Aim of the exercise: Repeat the material verbatim. Images are excluded from the copy.

(begin)

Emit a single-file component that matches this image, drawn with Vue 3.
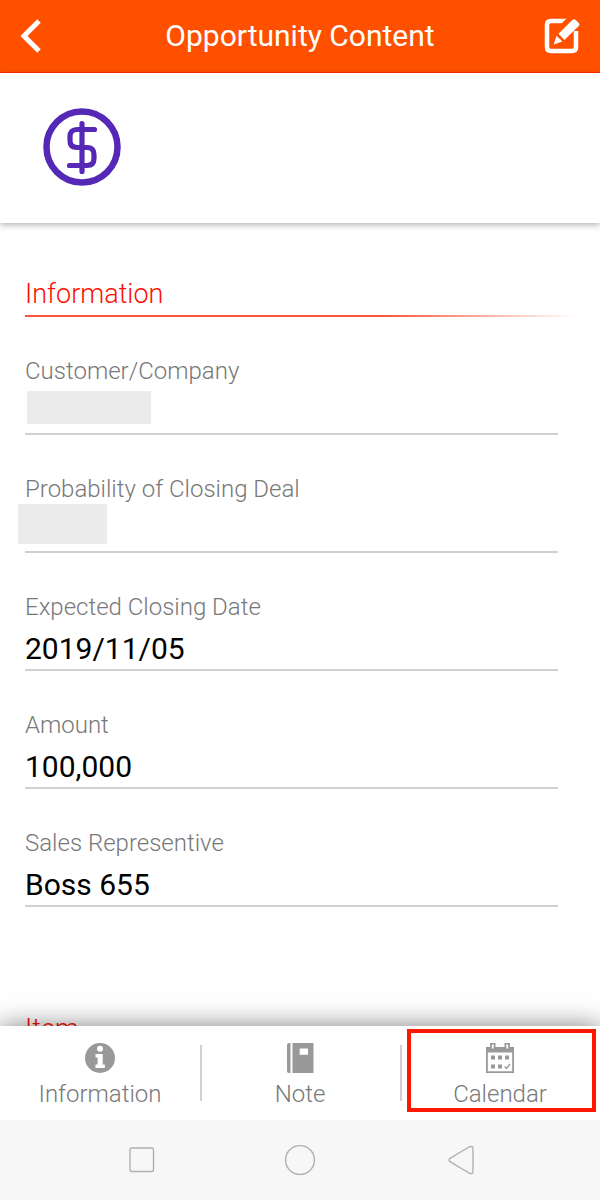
<script setup>
import { ref } from 'vue'

const fields = ref([
  { id: 'customer', label: 'Customer/Company', value: '', mask: 'mask-wide' },
  { id: 'probability', label: 'Probability of Closing Deal', value: '', mask: 'mask-short' },
  { id: 'closing-date', label: 'Expected Closing Date', value: '2019/11/05' },
  { id: 'amount', label: 'Amount', value: '100,000' },
  { id: 'sales', label: 'Sales Representive', value: 'Boss 655' },
])
</script>

<template>
  <div class="screen">
    <header class="topbar">
      <button class="icon-button" type="button" aria-label="Back">
        <svg width="22" height="36" viewBox="0 0 22 36" fill="none" stroke="#fff" stroke-width="5">
          <path d="M19 3 4 18 19 33" />
        </svg>
      </button>
      <h1>Opportunity Content</h1>
      <button class="icon-button" type="button" aria-label="Edit">
        <svg width="36" height="36" viewBox="0 0 36 36">
          <path d="M24 3H7Q3 3 3 7V29Q3 33 7 33H28Q32 33 32 29V13" fill="none" stroke="#fff" stroke-width="4.5" />
          <path d="M18 25 35 8V0H23L8 15V28Z" fill="#ff5000" />
          <path d="M14.500 15.800 28.500 1.800Q30 .5 31.500 1.800L34.800 5.100Q36 6.500 34.800 8L20.400 21.900ZM12.500 17.800 18.400 23.500 9.700 26.600Z" fill="#fff" />
        </svg>
      </button>
    </header>

    <section class="summary">
      <svg width="78" height="78" viewBox="0 0 78 78" fill="none" stroke="#5529b5">
        <circle cx="39" cy="39" r="35.500" stroke-width="6.500" />
        <path d="M39 15.500V63.500M51.500 21.500H34Q27 21.500 27 28.500V32.500Q27 39.500 34 39.500H44Q51 39.500 51 46.500V50.500Q51 57.500 44 57.500H26.500" stroke-width="5.200" stroke-linecap="round" />
      </svg>
    </section>

    <main class="content">
      <h2>Information</h2>
      <form class="fields">
        <div v-for="field in fields" :key="field.id" class="field">
          <label :for="field.id">{{ field.label }}</label>
          <div class="value">
            <input :id="field.id" type="text" :value="field.value" readonly />
            <span v-if="field.mask" class="mask" :class="field.mask"></span>
          </div>
        </div>
      </form>
      <h2 class="next">Item</h2>
    </main>

    <nav class="tabs">
      <button class="tab" type="button">
        <svg width="32" height="32" viewBox="0 0 32 32">
          <circle cx="16" cy="16" r="15" fill="#999" />
          <circle cx="16" cy="6.800" r="3" fill="#fff" />
          <path d="M11.500 12H18.700V22.500H20.800V26H11.500V22.500H13.600V15.500H11.500Z" fill="#fff" />
        </svg>
        <span>Information</span>
      </button>
      <button class="tab" type="button">
        <svg width="32" height="32" viewBox="0 0 32 32" fill="#999">
          <path d="M5 1H6.500V31H5Q3 31 3 29V3Q3 1 5 1Z" />
          <path fill-rule="evenodd" d="M8.500 1H29.500V31H8.500ZM15.700 6.500V12.700H24V6.500Z" />
        </svg>
        <span>Note</span>
      </button>
      <button class="tab marked" type="button">
        <svg width="32" height="32" viewBox="0 0 32 32">
          <path d="M2 5H30V31H2ZM3.800 10.500V29.200H28.200V10.500Z" fill="#999" fill-rule="evenodd" />
          <path d="M6 1H11.500V7H6ZM20.500 1H26V7H20.500Z" fill="#999" />
          <path d="M7.800 2.500H9.700V6.500H7.800ZM22.300 2.500H24.200V6.500H22.300Z" fill="#fff" />
          <path d="M7 13.500H11V17.500H7ZM14 13.500H18V17.500H14ZM21 13.500H25V17.500H21ZM7 22.500H11V26.500H7ZM14 22.500H18V26.500H14Z" fill="#999" />
          <path d="M20.500 24.500 22.500 26.500 26 22" fill="none" stroke="#999" stroke-width="1.300" />
        </svg>
        <span>Calendar</span>
      </button>
    </nav>

    <footer class="system">
      <button type="button" aria-label="Recent apps">
        <svg width="32" height="32" viewBox="0 0 32 32"><rect x="4" y="4" width="23.500" height="23.500" rx="2" /></svg>
      </button>
      <button type="button" aria-label="Home">
        <svg width="32" height="32" viewBox="0 0 32 32"><circle cx="16" cy="16" r="14.400" /></svg>
      </button>
      <button type="button" aria-label="Go back">
        <svg width="32" height="32" viewBox="0 0 32 32"><path d="M8 14.300 27 3Q31 1 31 5V27Q31 31 27 29L8 17.700Q6 16 8 14.300Z" /></svg>
      </button>
    </footer>
  </div>
</template>

<style>
body {
  margin: 0;
}
</style>

<style scoped>
.screen {
  display: flex;
  flex-direction: column;
  height: 100vh;
  overflow: hidden;
  background: #fff;
  font-family: Roboto, "Liberation Sans", sans-serif;
}

button {
  padding: 0;
  border: 0;
  background: none;
  font: inherit;
  color: inherit;
}

svg {
  display: block;
}

.topbar {
  display: flex;
  align-items: center;
  justify-content: space-between;
  flex: none;
  height: 72px;
  padding: 0 20px;
  border-bottom: 1px solid #ff2a00;
  background: #ff5000;
  color: #fff;
}

.icon-button {
  display: flex;
  width: 36px;
}

h1 {
  margin: 0;
  font-size: 30px;
  line-height: 40px;
  font-weight: 400;
}

.summary {
  position: relative;
  flex: none;
  padding: 35px 43px 37px;
  background: #fff;
  box-shadow: 0 2px 6px rgba(0, 0, 0, 0.3);
}

.content {
  flex: 1;
  min-height: 0;
  padding: 51px 25px 0;
  overflow: hidden;
}

h2 {
  margin: 0;
  border-bottom: 2px solid;
  border-image: linear-gradient(to right, #f8553c 65%, transparent) 1;
  color: #ff1000;
  font-size: 27px;
  line-height: 41px;
  font-weight: 300;
}

.next {
  margin-top: 102px;
}

.fields {
  padding-right: 17px;
}

.field {
  padding-top: 38px;
}

.field label {
  display: block;
  color: #787878;
  font-size: 24px;
  line-height: 32px;
  font-weight: 300;
}

.value {
  position: relative;
  padding-top: 4px;
  border-bottom: 2px solid #d0d0d0;
}

.value input {
  display: block;
  box-sizing: border-box;
  width: 100%;
  height: 42px;
  padding: 0;
  border: 0;
  outline: 0;
  background: none;
  color: #000;
  font: inherit;
  font-size: 30px;
}

.mask {
  position: absolute;
  background: #ebebeb;
}

.mask-wide {
  left: 2px;
  bottom: 9px;
  width: 124px;
  height: 33px;
}

.mask-short {
  left: -7px;
  bottom: 7px;
  width: 89px;
  height: 40px;
}

.tabs {
  position: relative;
  display: grid;
  grid-template-columns: repeat(3, 1fr);
  flex: none;
  padding: 14px 0 10px;
  background: #fff;
  box-shadow: 0 0 24px rgba(0, 0, 0, 0.5);
}

.tab {
  position: relative;
  display: flex;
  flex-direction: column;
  align-items: center;
  gap: 5px;
  height: 70px;
  padding-top: 2px;
  color: #787878;
  font-size: 24px;
  line-height: 30px;
  font-weight: 300;
}

.tab + .tab::before {
  content: "";
  position: absolute;
  top: 5px;
  left: 0;
  width: 2px;
  height: 56px;
  background: #d0d0d0;
}

.marked::after {
  content: "";
  position: absolute;
  inset: -11px 4px -2px 7px;
  border: 4px solid #ff1800;
}

.system {
  position: relative;
  display: flex;
  align-items: center;
  justify-content: center;
  gap: 126px;
  flex: none;
  height: 80px;
  background: #f7f7f7;
}

.system svg {
  fill: none;
  stroke: #b0b0b0;
  stroke-width: 1.4;
}
</style>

(end)

Solution:
Emit a single-file component that matches this image, drawn with Vue 3.
<script setup>
import { ref } from 'vue'

const fields = ref([
  { id: 'customer', label: 'Customer/Company', value: '', mask: 'mask-wide' },
  { id: 'probability', label: 'Probability of Closing Deal', value: '', mask: 'mask-short' },
  { id: 'closing-date', label: 'Expected Closing Date', value: '2019/11/05' },
  { id: 'amount', label: 'Amount', value: '100,000' },
  { id: 'sales', label: 'Sales Representive', value: 'Boss 655' },
])
</script>

<template>
  <div class="screen">
    <header class="topbar">
      <button class="icon-button" type="button" aria-label="Back">
        <svg width="22" height="36" viewBox="0 0 22 36" fill="none" stroke="#fff" stroke-width="5">
          <path d="M19 3 4 18 19 33" />
        </svg>
      </button>
      <h1>Opportunity Content</h1>
      <button class="icon-button" type="button" aria-label="Edit">
        <svg width="36" height="36" viewBox="0 0 36 36">
          <path d="M24 3H7Q3 3 3 7V29Q3 33 7 33H28Q32 33 32 29V13" fill="none" stroke="#fff" stroke-width="4.5" />
          <path d="M18 25 35 8V0H23L8 15V28Z" fill="#ff5000" />
          <path d="M14.500 15.800 28.500 1.800Q30 .5 31.500 1.800L34.800 5.100Q36 6.500 34.800 8L20.400 21.900ZM12.500 17.800 18.400 23.500 9.700 26.600Z" fill="#fff" />
        </svg>
      </button>
    </header>

    <section class="summary">
      <svg width="78" height="78" viewBox="0 0 78 78" fill="none" stroke="#5529b5">
        <circle cx="39" cy="39" r="35.500" stroke-width="6.500" />
        <path d="M39 15.500V63.500M51.500 21.500H34Q27 21.500 27 28.500V32.500Q27 39.500 34 39.500H44Q51 39.500 51 46.500V50.500Q51 57.500 44 57.500H26.500" stroke-width="5.200" stroke-linecap="round" />
      </svg>
    </section>

    <main class="content">
      <h2>Information</h2>
      <form class="fields">
        <div v-for="field in fields" :key="field.id" class="field">
          <label :for="field.id">{{ field.label }}</label>
          <div class="value">
            <input :id="field.id" type="text" :value="field.value" readonly />
            <span v-if="field.mask" class="mask" :class="field.mask"></span>
          </div>
        </div>
      </form>
      <h2 class="next">Item</h2>
    </main>

    <nav class="tabs">
      <button class="tab" type="button">
        <svg width="32" height="32" viewBox="0 0 32 32">
          <circle cx="16" cy="16" r="15" fill="#999" />
          <circle cx="16" cy="6.800" r="3" fill="#fff" />
          <path d="M11.500 12H18.700V22.500H20.800V26H11.500V22.500H13.600V15.500H11.500Z" fill="#fff" />
        </svg>
        <span>Information</span>
      </button>
      <button class="tab" type="button">
        <svg width="32" height="32" viewBox="0 0 32 32" fill="#999">
          <path d="M5 1H6.500V31H5Q3 31 3 29V3Q3 1 5 1Z" />
          <path fill-rule="evenodd" d="M8.500 1H29.500V31H8.500ZM15.700 6.500V12.700H24V6.500Z" />
        </svg>
        <span>Note</span>
      </button>
      <button class="tab marked" type="button">
        <svg width="32" height="32" viewBox="0 0 32 32">
          <path d="M2 5H30V31H2ZM3.800 10.500V29.200H28.200V10.500Z" fill="#999" fill-rule="evenodd" />
          <path d="M6 1H11.500V7H6ZM20.500 1H26V7H20.500Z" fill="#999" />
          <path d="M7.800 2.500H9.700V6.500H7.800ZM22.300 2.500H24.200V6.500H22.300Z" fill="#fff" />
          <path d="M7 13.500H11V17.500H7ZM14 13.500H18V17.500H14ZM21 13.500H25V17.500H21ZM7 22.500H11V26.500H7ZM14 22.500H18V26.500H14Z" fill="#999" />
          <path d="M20.500 24.500 22.500 26.500 26 22" fill="none" stroke="#999" stroke-width="1.300" />
        </svg>
        <span>Calendar</span>
      </button>
    </nav>

    <footer class="system">
      <button type="button" aria-label="Recent apps">
        <svg width="32" height="32" viewBox="0 0 32 32"><rect x="4" y="4" width="23.500" height="23.500" rx="2" /></svg>
      </button>
      <button type="button" aria-label="Home">
        <svg width="32" height="32" viewBox="0 0 32 32"><circle cx="16" cy="16" r="14.400" /></svg>
      </button>
      <button type="button" aria-label="Go back">
        <svg width="32" height="32" viewBox="0 0 32 32"><path d="M8 14.300 27 3Q31 1 31 5V27Q31 31 27 29L8 17.700Q6 16 8 14.300Z" /></svg>
      </button>
    </footer>
  </div>
</template>

<style>
body {
  margin: 0;
}
</style>

<style scoped>
.screen {
  display: flex;
  flex-direction: column;
  height: 100vh;
  overflow: hidden;
  background: #fff;
  font-family: Roboto, "Liberation Sans", sans-serif;
}

button {
  padding: 0;
  border: 0;
  background: none;
  font: inherit;
  color: inherit;
}

svg {
  display: block;
}

.topbar {
  display: flex;
  align-items: center;
  justify-content: space-between;
  flex: none;
  height: 72px;
  padding: 0 20px;
  border-bottom: 1px solid #ff2a00;
  background: #ff5000;
  color: #fff;
}

.icon-button {
  display: flex;
  width: 36px;
}

h1 {
  margin: 0;
  font-size: 30px;
  line-height: 40px;
  font-weight: 400;
}

.summary {
  position: relative;
  flex: none;
  padding: 35px 43px 37px;
  background: #fff;
  box-shadow: 0 2px 6px rgba(0, 0, 0, 0.3);
}

.content {
  flex: 1;
  min-height: 0;
  padding: 51px 25px 0;
  overflow: hidden;
}

h2 {
  margin: 0;
  border-bottom: 2px solid;
  border-image: linear-gradient(to right, #f8553c 65%, transparent) 1;
  color: #ff1000;
  font-size: 27px;
  line-height: 41px;
  font-weight: 300;
}

.next {
  margin-top: 102px;
}

.fields {
  padding-right: 17px;
}

.field {
  padding-top: 38px;
}

.field label {
  display: block;
  color: #787878;
  font-size: 24px;
  line-height: 32px;
  font-weight: 300;
}

.value {
  position: relative;
  padding-top: 4px;
  border-bottom: 2px solid #d0d0d0;
}

.value input {
  display: block;
  box-sizing: border-box;
  width: 100%;
  height: 42px;
  padding: 0;
  border: 0;
  outline: 0;
  background: none;
  color: #000;
  font: inherit;
  font-size: 30px;
}

.mask {
  position: absolute;
  background: #ebebeb;
}

.mask-wide {
  left: 2px;
  bottom: 9px;
  width: 124px;
  height: 33px;
}

.mask-short {
  left: -7px;
  bottom: 7px;
  width: 89px;
  height: 40px;
}

.tabs {
  position: relative;
  display: grid;
  grid-template-columns: repeat(3, 1fr);
  flex: none;
  padding: 14px 0 10px;
  background: #fff;
  box-shadow: 0 0 24px rgba(0, 0, 0, 0.5);
}

.tab {
  position: relative;
  display: flex;
  flex-direction: column;
  align-items: center;
  gap: 5px;
  height: 70px;
  padding-top: 2px;
  color: #787878;
  font-size: 24px;
  line-height: 30px;
  font-weight: 300;
}

.tab + .tab::before {
  content: "";
  position: absolute;
  top: 5px;
  left: 0;
  width: 2px;
  height: 56px;
  background: #d0d0d0;
}

.marked::after {
  content: "";
  position: absolute;
  inset: -11px 4px -2px 7px;
  border: 4px solid #ff1800;
}

.system {
  position: relative;
  display: flex;
  align-items: center;
  justify-content: center;
  gap: 126px;
  flex: none;
  height: 80px;
  background: #f7f7f7;
}

.system svg {
  fill: none;
  stroke: #b0b0b0;
  stroke-width: 1.4;
}
</style>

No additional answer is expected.